DALLAS — A groundbreaking ceremony took place for the new Parkland Memorial Hospital, which will be situated across the street from its current location on Harry Hines and Medical District Drive.
 
The 2.5-million square foot replacement hospital campus, slated for completion in 2014, will feature a 17-story main hospital building with 862 patient rooms for adults and a 96-neonatal intensive-care unit, and has a price tag of $1.27 billion. Each patient floor will accommodate two 36-bed units built end to end with nursing alcoves tucked along the 300-foot hallways. At the center of the new campus will be a "wellness park," a 2-acre island of trees and plants that can be accessed only by entering through the hospital by patients, staff and visitors.
 
Parkland was built in 1954 as Dallas’s charity hospital and has been reconfigured and remodeled extensively over the past 56 years. The hospital may be best known for being the facility that received a dying President John F. Kennedy following his assassination in 1963.
 
In 2007, a committee appointed by the Dallas County Commissioner recommended that a new public hospital be built to reduce patient waiting time and also to accommodate the increasing number of uninsured county residents. Local support to build a new public facility became obvious in 2008 after 82 percent of voters approved the bond package committing $757 million in public funds.
 
Further support has come from local philanthropists who have pledged or donated $91 million toward the project.
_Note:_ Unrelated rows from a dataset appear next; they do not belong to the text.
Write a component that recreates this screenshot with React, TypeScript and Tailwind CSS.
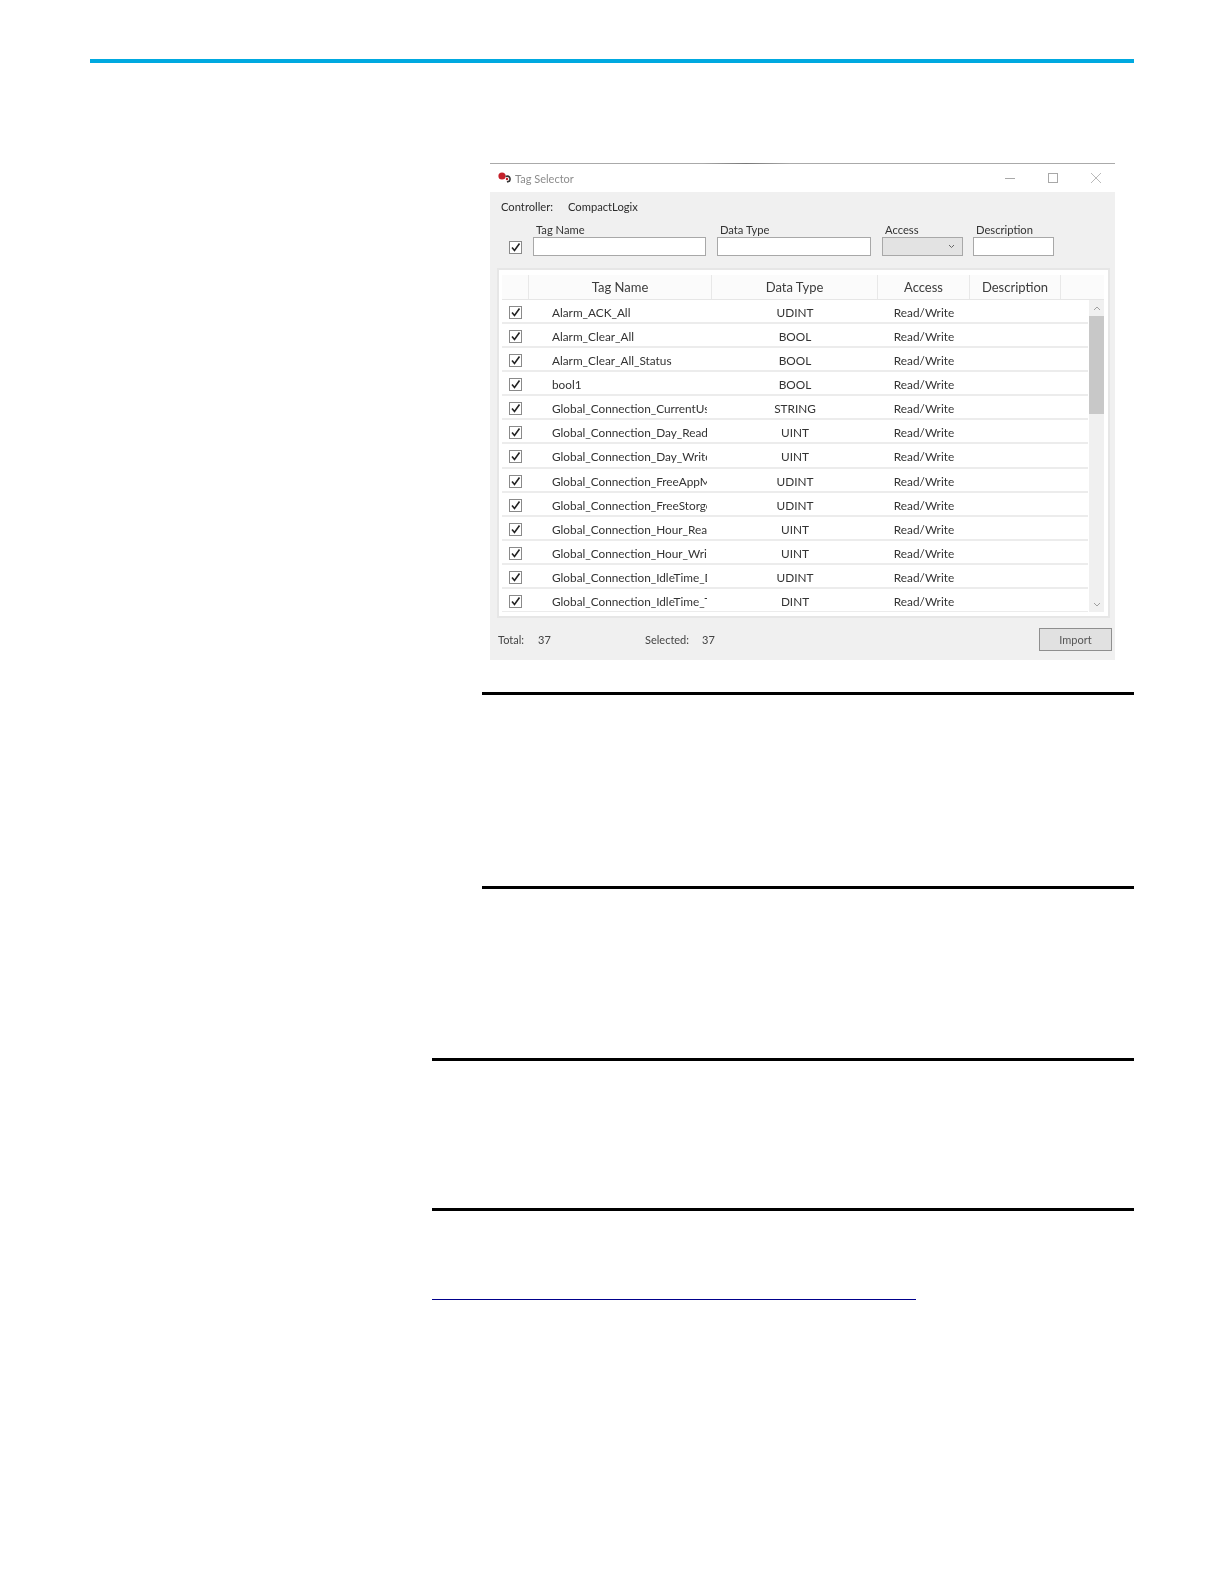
const rows: [string, string][] = [
  ["Alarm_ACK_All", "UDINT"],
  ["Alarm_Clear_All", "BOOL"],
  ["Alarm_Clear_All_Status", "BOOL"],
  ["bool1", "BOOL"],
  ["Global_Connection_CurrentUser", "STRING"],
  ["Global_Connection_Day_Read", "UINT"],
  ["Global_Connection_Day_Write", "UINT"],
  ["Global_Connection_FreeAppMem", "UDINT"],
  ["Global_Connection_FreeStorge", "UDINT"],
  ["Global_Connection_Hour_Read", "UINT"],
  ["Global_Connection_Hour_Write", "UINT"],
  ["Global_Connection_IdleTime_Day", "UDINT"],
  ["Global_Connection_IdleTime_Total", "DINT"],
];

function Check() {
  return (
    <span className="flex h-[13px] w-[13px] shrink-0 items-center justify-center border border-[#8a8a8a] bg-white">
      <svg width="11" height="11" viewBox="0 0 11 11" fill="none">
        <path d="M2 5.5 L4.5 8.5 L9.5 1.5" stroke="#222" strokeWidth="1.6" />
      </svg>
    </span>
  );
}

function Filter({ label, width, children }: { label: string; width: string; children?: React.ReactNode }) {
  return (
    <div className={`flex flex-col ${width}`}>
      <span className="h-[14px] pl-[3px] text-[11.2px] leading-[14px] text-[#333]">{label}</span>
      {children ?? <div className="h-[19px] border border-[#a8a8a8] bg-white" />}
    </div>
  );
}

export default function App() {
  return (
    <div className="flex h-[1584px] w-[1224px] flex-col bg-white pt-[59px] font-['Lato',sans-serif]">
      <div className="ml-[90px] h-1 w-[1044px] bg-[#00a9e0]" />

      <div className="ml-[490px] mt-[100px] flex h-[497px] w-[625px] flex-col blur-[0.35px]">
        <div className="h-px shrink-0 bg-[linear-gradient(90deg,#aaa_0%,#aaa_34%,#777_41%,#aaa_48%,#aaa_100%)]" />
        <div className="flex h-[28px] shrink-0 items-center bg-white pl-[7px] pr-[15px]">
          <svg width="16" height="14" viewBox="0 0 16 14" className="mr-[2px]">
            <circle cx="5" cy="5" r="3.6" fill="#c4202a" />
            <path d="M8.5 5.5 C12 4 14 7 12.5 10 L10 11" fill="none" stroke="#333" strokeWidth="1.6" />
            <circle cx="10" cy="8" r="1.2" fill="#c4202a" />
          </svg>
          <span className="pt-[2px] text-[11px] text-[#8c8c8c]">Tag Selector</span>
          <div className="ml-auto flex items-center gap-[33px]">
            <span className="h-px w-[10px] bg-[#a8a8a8]" />
            <span className="h-[10px] w-[10px] border border-[#a8a8a8]" />
            <svg width="10" height="10" viewBox="0 0 10 10" className="mr-[-1px]">
              <path d="M0 0 L10 10 M10 0 L0 10" stroke="#a8a8a8" strokeWidth="0.8" />
            </svg>
          </div>
        </div>

        <div className="flex min-h-0 flex-1 flex-col bg-[#f0f0f0]">
          <div className="flex h-[28px] shrink-0 items-center pl-[11px] pt-[3px] text-[11.2px] text-[#2c2c2c]">
            <span className="w-[67px]">Controller:</span>
            <span>CompactLogix</span>
          </div>

          <div className="mt-[3px] flex shrink-0 items-end pl-[19px]">
            <div className="mb-[2px] mr-[11px]">
              <Check />
            </div>
            <div className="flex gap-[11px]">
              <Filter label="Tag Name" width="w-[173px]" />
              <Filter label="Data Type" width="w-[154px]" />
              <Filter label="Access" width="w-[81px]">
                <div className="flex h-[19px] items-center justify-end border border-[#a8a8a8] bg-[#e3e3e3] pr-[7px]">
                  <svg width="7" height="5" viewBox="0 0 7 5" fill="none">
                    <path d="M1 1 L3.5 3.5 L6 1" stroke="#666" strokeWidth="1" />
                  </svg>
                </div>
              </Filter>
              <div className="-ml-px">
                <Filter label="Description" width="w-[81px]" />
              </div>
            </div>
          </div>

          <div className="ml-[7px] mr-[5px] mt-[12px] flex h-[350px] shrink-0 flex-col border-2 border-[#e6e6e6] bg-white pb-[4px] pl-[3px] pr-[4px] pt-[5px]">
            <div className="grid h-[25px] shrink-0 grid-cols-[27px_183px_166px_92px_91px_1fr] border-b-2 border-[#e6e6e6] text-center text-[13px] leading-[24px] text-[#3c3c3c]">
              <div className="border-r border-[#e8e8e8] bg-[#fbfbfb]" />
              <div className="border-r border-[#e8e8e8] bg-[#fbfbfb]">Tag Name</div>
              <div className="border-r border-[#e8e8e8] bg-[#fbfbfb]">Data Type</div>
              <div className="border-r border-[#e8e8e8] bg-[#fbfbfb]">Access</div>
              <div className="border-r border-[#e8e8e8] bg-[#fbfbfb]">Description</div>
              <div className="bg-[#fbfbfb]" />
            </div>
            <div className="flex min-h-0 flex-1">
              <div className="min-w-0 flex-1 overflow-hidden">
                {rows.map(([name, type]) => (
                  <div
                    key={name}
                    className="grid h-[24.08px] grid-cols-[27px_183px_166px_92px_91px_1fr] items-center border-b-2 border-[#ececec] text-[11.8px] leading-[24px] text-[#333]"
                  >
                    <div className="pl-[7px]">
                      <Check />
                    </div>
                    <div className="w-[178px] overflow-hidden whitespace-nowrap pl-[23px] pt-[1px]">{name}</div>
                    <div className="pt-[1px] text-center">{type}</div>
                    <div className="pt-[1px] text-center">Read/Write</div>
                    <div />
                    <div />
                  </div>
                ))}
              </div>
              <div className="ml-[1px] flex w-[15px] shrink-0 flex-col bg-[#f0f0f0]">
                <div className="flex h-[16px] shrink-0 items-center justify-center">
                  <svg width="8" height="5" viewBox="0 0 8 5" fill="none">
                    <path d="M1 4 L4 1 L7 4" stroke="#a0a0a0" strokeWidth="1" />
                  </svg>
                </div>
                <div className="h-[98px] shrink-0 bg-[#c8c8c8]" />
                <div className="mt-auto flex h-[16px] shrink-0 items-center justify-center">
                  <svg width="8" height="5" viewBox="0 0 8 5" fill="none">
                    <path d="M1 1 L4 4 L7 1" stroke="#a0a0a0" strokeWidth="1" />
                  </svg>
                </div>
              </div>
            </div>
          </div>

          <div className="flex min-h-0 flex-1 items-center pl-[8px] pr-[3px] text-[11px] text-[#444]">
            <span className="w-[40px] pt-[3px]">Total:</span>
            <span className="w-[107px] pt-[3px]">37</span>
            <span className="w-[57px] pt-[3px]">Selected:</span>
            <span className="pt-[3px]">37</span>
            <div className="ml-auto flex h-[23px] w-[73px] items-center justify-center border border-[#8f8f8f] bg-[#e1e1e1] pt-[3px] text-[#555]">
              Import
            </div>
          </div>
        </div>
      </div>

      <div className="ml-[482px] mt-[32px] h-[3px] w-[652px] bg-black" />
      <div className="ml-[482px] mt-[191px] h-[3px] w-[652px] bg-black" />
      <div className="ml-[432px] mt-[169px] h-[3px] w-[702px] bg-black" />
      <div className="ml-[432px] mt-[147px] h-[3px] w-[702px] bg-black" />
      <div className="ml-[432px] mt-[88px] h-px w-[484px] bg-[#00008b]" />
    </div>
  );
}
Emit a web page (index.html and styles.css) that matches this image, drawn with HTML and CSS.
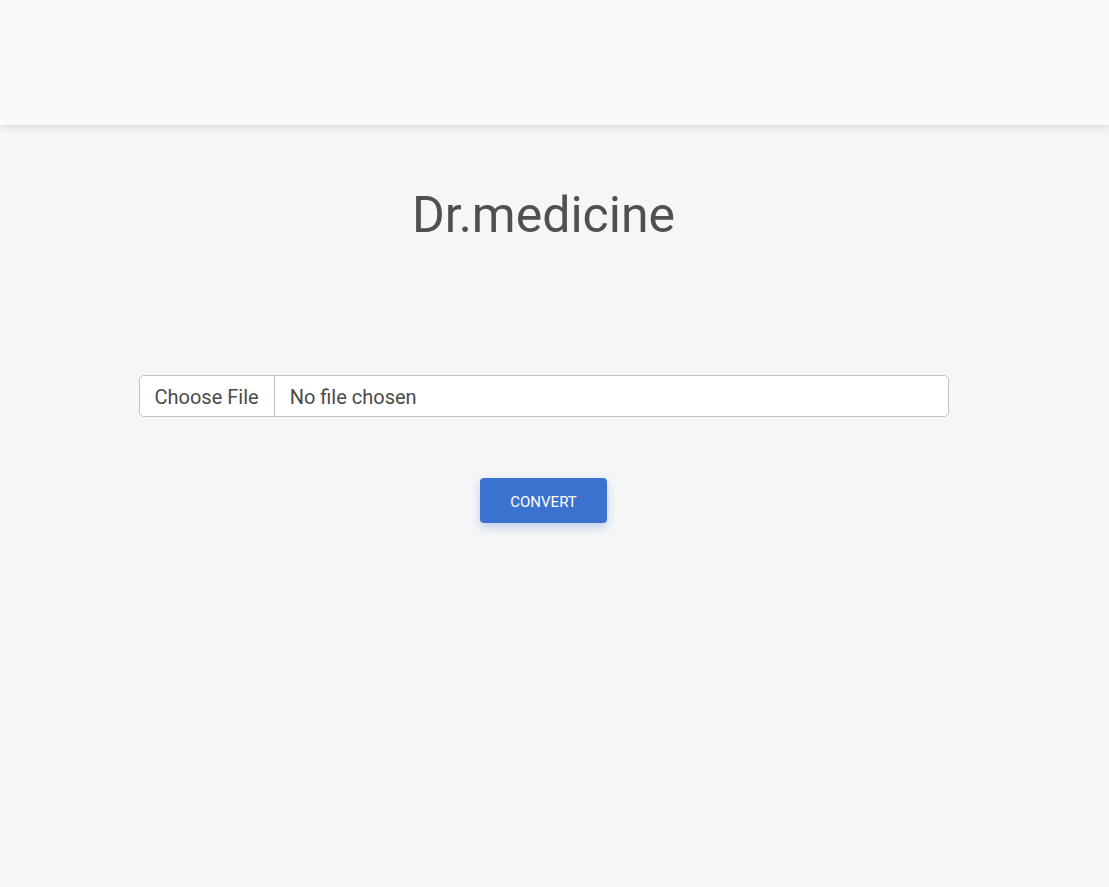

The fund-raising goal is $150 million, with the remainder of the construction costs being covered by the hospital’s surplus funds.
 
Parkland’s board of managers had pushed for years to replace the substandard facility and underwent an upgrade in the 1980s.
 
Jim Williams Jr., a Dallas real-estate developer and former hospital board member, stated in a recent report he recalled taking a tour of the facility in the late 1990s and had to go back to the board and tell them that it was impossible to fix the hospital because it would never comply with federal regulations and OSHA.
 
While Dallas County acquired roughly 60 acres of land directly across from the current hospital in hopes of replacing the old facility, the project went dormant for about five years as Dallas County commissioners queried whether the time was right to invest more than $1 billion into a new hospital.
 
Former Commissioner Nancy Judy said recently that she always tried to balance financial concerns about Parkland with the reality of the hospital’s overcrowded conditions, and commended the hospital’s administration for guiding the replacement hospital project through the turmoil.